◆ Your task
Print all of the data exactly.

··········

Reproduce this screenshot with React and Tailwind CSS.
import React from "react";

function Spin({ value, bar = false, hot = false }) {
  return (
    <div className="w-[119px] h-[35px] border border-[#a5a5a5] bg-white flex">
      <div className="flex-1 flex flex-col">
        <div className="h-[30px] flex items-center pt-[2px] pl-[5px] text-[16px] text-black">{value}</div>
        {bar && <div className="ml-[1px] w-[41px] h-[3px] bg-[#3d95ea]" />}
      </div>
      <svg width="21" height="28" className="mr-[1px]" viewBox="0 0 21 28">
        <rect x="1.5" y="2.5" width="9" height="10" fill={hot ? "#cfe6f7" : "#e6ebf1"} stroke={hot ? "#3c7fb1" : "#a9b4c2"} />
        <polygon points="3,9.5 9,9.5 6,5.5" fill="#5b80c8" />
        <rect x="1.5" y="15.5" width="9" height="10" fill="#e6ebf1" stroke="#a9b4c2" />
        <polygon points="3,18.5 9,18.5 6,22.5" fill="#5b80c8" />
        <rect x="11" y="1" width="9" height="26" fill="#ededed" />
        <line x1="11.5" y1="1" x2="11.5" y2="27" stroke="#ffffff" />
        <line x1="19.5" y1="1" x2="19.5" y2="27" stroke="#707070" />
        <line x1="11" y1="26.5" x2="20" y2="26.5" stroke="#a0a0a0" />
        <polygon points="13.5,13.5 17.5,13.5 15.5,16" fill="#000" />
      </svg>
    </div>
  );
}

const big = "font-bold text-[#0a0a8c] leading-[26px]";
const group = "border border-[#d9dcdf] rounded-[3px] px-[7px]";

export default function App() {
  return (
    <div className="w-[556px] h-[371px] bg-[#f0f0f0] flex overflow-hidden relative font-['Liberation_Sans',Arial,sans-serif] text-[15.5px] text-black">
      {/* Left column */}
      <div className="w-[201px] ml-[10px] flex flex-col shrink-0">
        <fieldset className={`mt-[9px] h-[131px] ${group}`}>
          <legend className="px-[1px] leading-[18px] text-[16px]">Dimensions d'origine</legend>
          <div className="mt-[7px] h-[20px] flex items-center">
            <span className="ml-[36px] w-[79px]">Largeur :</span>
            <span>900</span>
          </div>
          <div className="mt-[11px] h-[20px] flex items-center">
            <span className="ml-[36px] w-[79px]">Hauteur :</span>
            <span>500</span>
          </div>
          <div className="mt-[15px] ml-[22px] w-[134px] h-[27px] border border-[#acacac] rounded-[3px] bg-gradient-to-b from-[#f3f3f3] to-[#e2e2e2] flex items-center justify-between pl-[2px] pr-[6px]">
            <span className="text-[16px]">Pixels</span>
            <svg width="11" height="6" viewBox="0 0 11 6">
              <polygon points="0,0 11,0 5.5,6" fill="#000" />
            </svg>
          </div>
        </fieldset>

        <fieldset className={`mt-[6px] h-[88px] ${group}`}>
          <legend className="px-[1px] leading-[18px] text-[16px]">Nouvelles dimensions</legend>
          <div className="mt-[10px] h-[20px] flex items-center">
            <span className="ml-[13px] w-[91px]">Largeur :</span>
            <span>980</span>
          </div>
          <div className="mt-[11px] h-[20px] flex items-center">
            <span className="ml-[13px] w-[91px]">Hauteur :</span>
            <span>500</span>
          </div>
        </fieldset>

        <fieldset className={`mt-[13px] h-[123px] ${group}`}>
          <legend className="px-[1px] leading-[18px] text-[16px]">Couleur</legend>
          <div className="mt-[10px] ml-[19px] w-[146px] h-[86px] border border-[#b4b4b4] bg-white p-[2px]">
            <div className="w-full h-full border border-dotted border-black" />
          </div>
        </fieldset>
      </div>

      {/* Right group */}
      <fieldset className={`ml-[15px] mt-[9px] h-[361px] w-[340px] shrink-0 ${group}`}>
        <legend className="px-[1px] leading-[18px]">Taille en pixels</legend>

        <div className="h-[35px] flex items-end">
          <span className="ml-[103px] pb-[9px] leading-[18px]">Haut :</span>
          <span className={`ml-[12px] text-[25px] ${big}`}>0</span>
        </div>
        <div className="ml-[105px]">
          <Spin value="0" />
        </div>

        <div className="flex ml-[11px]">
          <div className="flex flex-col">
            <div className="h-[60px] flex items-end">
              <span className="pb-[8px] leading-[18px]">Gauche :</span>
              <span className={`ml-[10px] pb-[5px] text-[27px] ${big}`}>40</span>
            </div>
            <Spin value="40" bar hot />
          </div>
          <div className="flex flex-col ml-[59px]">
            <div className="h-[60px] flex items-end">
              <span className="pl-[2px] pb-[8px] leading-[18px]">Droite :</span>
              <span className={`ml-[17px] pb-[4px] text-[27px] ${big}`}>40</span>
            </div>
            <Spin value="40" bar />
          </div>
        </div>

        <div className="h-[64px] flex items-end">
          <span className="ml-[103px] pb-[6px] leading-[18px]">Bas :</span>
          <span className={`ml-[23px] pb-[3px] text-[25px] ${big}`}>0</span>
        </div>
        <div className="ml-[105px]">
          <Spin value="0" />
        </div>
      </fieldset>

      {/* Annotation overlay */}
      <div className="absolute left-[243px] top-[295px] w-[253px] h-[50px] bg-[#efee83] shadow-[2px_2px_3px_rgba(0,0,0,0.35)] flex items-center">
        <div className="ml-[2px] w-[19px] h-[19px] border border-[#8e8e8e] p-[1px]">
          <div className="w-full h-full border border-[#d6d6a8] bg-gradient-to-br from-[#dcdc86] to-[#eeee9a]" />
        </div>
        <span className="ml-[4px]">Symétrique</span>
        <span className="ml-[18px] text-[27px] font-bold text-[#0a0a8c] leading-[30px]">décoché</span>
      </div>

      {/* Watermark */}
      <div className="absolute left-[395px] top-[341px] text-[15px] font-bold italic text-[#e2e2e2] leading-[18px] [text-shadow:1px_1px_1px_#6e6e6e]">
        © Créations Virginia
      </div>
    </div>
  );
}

··········

◆ Full response
Reproduce this screenshot with React and Tailwind CSS.
import React from "react";

function Spin({ value, bar = false, hot = false }) {
  return (
    <div className="w-[119px] h-[35px] border border-[#a5a5a5] bg-white flex">
      <div className="flex-1 flex flex-col">
        <div className="h-[30px] flex items-center pt-[2px] pl-[5px] text-[16px] text-black">{value}</div>
        {bar && <div className="ml-[1px] w-[41px] h-[3px] bg-[#3d95ea]" />}
      </div>
      <svg width="21" height="28" className="mr-[1px]" viewBox="0 0 21 28">
        <rect x="1.5" y="2.5" width="9" height="10" fill={hot ? "#cfe6f7" : "#e6ebf1"} stroke={hot ? "#3c7fb1" : "#a9b4c2"} />
        <polygon points="3,9.5 9,9.5 6,5.5" fill="#5b80c8" />
        <rect x="1.5" y="15.5" width="9" height="10" fill="#e6ebf1" stroke="#a9b4c2" />
        <polygon points="3,18.5 9,18.5 6,22.5" fill="#5b80c8" />
        <rect x="11" y="1" width="9" height="26" fill="#ededed" />
        <line x1="11.5" y1="1" x2="11.5" y2="27" stroke="#ffffff" />
        <line x1="19.5" y1="1" x2="19.5" y2="27" stroke="#707070" />
        <line x1="11" y1="26.5" x2="20" y2="26.5" stroke="#a0a0a0" />
        <polygon points="13.5,13.5 17.5,13.5 15.5,16" fill="#000" />
      </svg>
    </div>
  );
}

const big = "font-bold text-[#0a0a8c] leading-[26px]";
const group = "border border-[#d9dcdf] rounded-[3px] px-[7px]";

export default function App() {
  return (
    <div className="w-[556px] h-[371px] bg-[#f0f0f0] flex overflow-hidden relative font-['Liberation_Sans',Arial,sans-serif] text-[15.5px] text-black">
      {/* Left column */}
      <div className="w-[201px] ml-[10px] flex flex-col shrink-0">
        <fieldset className={`mt-[9px] h-[131px] ${group}`}>
          <legend className="px-[1px] leading-[18px] text-[16px]">Dimensions d'origine</legend>
          <div className="mt-[7px] h-[20px] flex items-center">
            <span className="ml-[36px] w-[79px]">Largeur :</span>
            <span>900</span>
          </div>
          <div className="mt-[11px] h-[20px] flex items-center">
            <span className="ml-[36px] w-[79px]">Hauteur :</span>
            <span>500</span>
          </div>
          <div className="mt-[15px] ml-[22px] w-[134px] h-[27px] border border-[#acacac] rounded-[3px] bg-gradient-to-b from-[#f3f3f3] to-[#e2e2e2] flex items-center justify-between pl-[2px] pr-[6px]">
            <span className="text-[16px]">Pixels</span>
            <svg width="11" height="6" viewBox="0 0 11 6">
              <polygon points="0,0 11,0 5.5,6" fill="#000" />
            </svg>
          </div>
        </fieldset>

        <fieldset className={`mt-[6px] h-[88px] ${group}`}>
          <legend className="px-[1px] leading-[18px] text-[16px]">Nouvelles dimensions</legend>
          <div className="mt-[10px] h-[20px] flex items-center">
            <span className="ml-[13px] w-[91px]">Largeur :</span>
            <span>980</span>
          </div>
          <div className="mt-[11px] h-[20px] flex items-center">
            <span className="ml-[13px] w-[91px]">Hauteur :</span>
            <span>500</span>
          </div>
        </fieldset>

        <fieldset className={`mt-[13px] h-[123px] ${group}`}>
          <legend className="px-[1px] leading-[18px] text-[16px]">Couleur</legend>
          <div className="mt-[10px] ml-[19px] w-[146px] h-[86px] border border-[#b4b4b4] bg-white p-[2px]">
            <div className="w-full h-full border border-dotted border-black" />
          </div>
        </fieldset>
      </div>

      {/* Right group */}
      <fieldset className={`ml-[15px] mt-[9px] h-[361px] w-[340px] shrink-0 ${group}`}>
        <legend className="px-[1px] leading-[18px]">Taille en pixels</legend>

        <div className="h-[35px] flex items-end">
          <span className="ml-[103px] pb-[9px] leading-[18px]">Haut :</span>
          <span className={`ml-[12px] text-[25px] ${big}`}>0</span>
        </div>
        <div className="ml-[105px]">
          <Spin value="0" />
        </div>

        <div className="flex ml-[11px]">
          <div className="flex flex-col">
            <div className="h-[60px] flex items-end">
              <span className="pb-[8px] leading-[18px]">Gauche :</span>
              <span className={`ml-[10px] pb-[5px] text-[27px] ${big}`}>40</span>
            </div>
            <Spin value="40" bar hot />
          </div>
          <div className="flex flex-col ml-[59px]">
            <div className="h-[60px] flex items-end">
              <span className="pl-[2px] pb-[8px] leading-[18px]">Droite :</span>
              <span className={`ml-[17px] pb-[4px] text-[27px] ${big}`}>40</span>
            </div>
            <Spin value="40" bar />
          </div>
        </div>

        <div className="h-[64px] flex items-end">
          <span className="ml-[103px] pb-[6px] leading-[18px]">Bas :</span>
          <span className={`ml-[23px] pb-[3px] text-[25px] ${big}`}>0</span>
        </div>
        <div className="ml-[105px]">
          <Spin value="0" />
        </div>
      </fieldset>

      {/* Annotation overlay */}
      <div className="absolute left-[243px] top-[295px] w-[253px] h-[50px] bg-[#efee83] shadow-[2px_2px_3px_rgba(0,0,0,0.35)] flex items-center">
        <div className="ml-[2px] w-[19px] h-[19px] border border-[#8e8e8e] p-[1px]">
          <div className="w-full h-full border border-[#d6d6a8] bg-gradient-to-br from-[#dcdc86] to-[#eeee9a]" />
        </div>
        <span className="ml-[4px]">Symétrique</span>
        <span className="ml-[18px] text-[27px] font-bold text-[#0a0a8c] leading-[30px]">décoché</span>
      </div>

      {/* Watermark */}
      <div className="absolute left-[395px] top-[341px] text-[15px] font-bold italic text-[#e2e2e2] leading-[18px] [text-shadow:1px_1px_1px_#6e6e6e]">
        © Créations Virginia
      </div>
    </div>
  );
}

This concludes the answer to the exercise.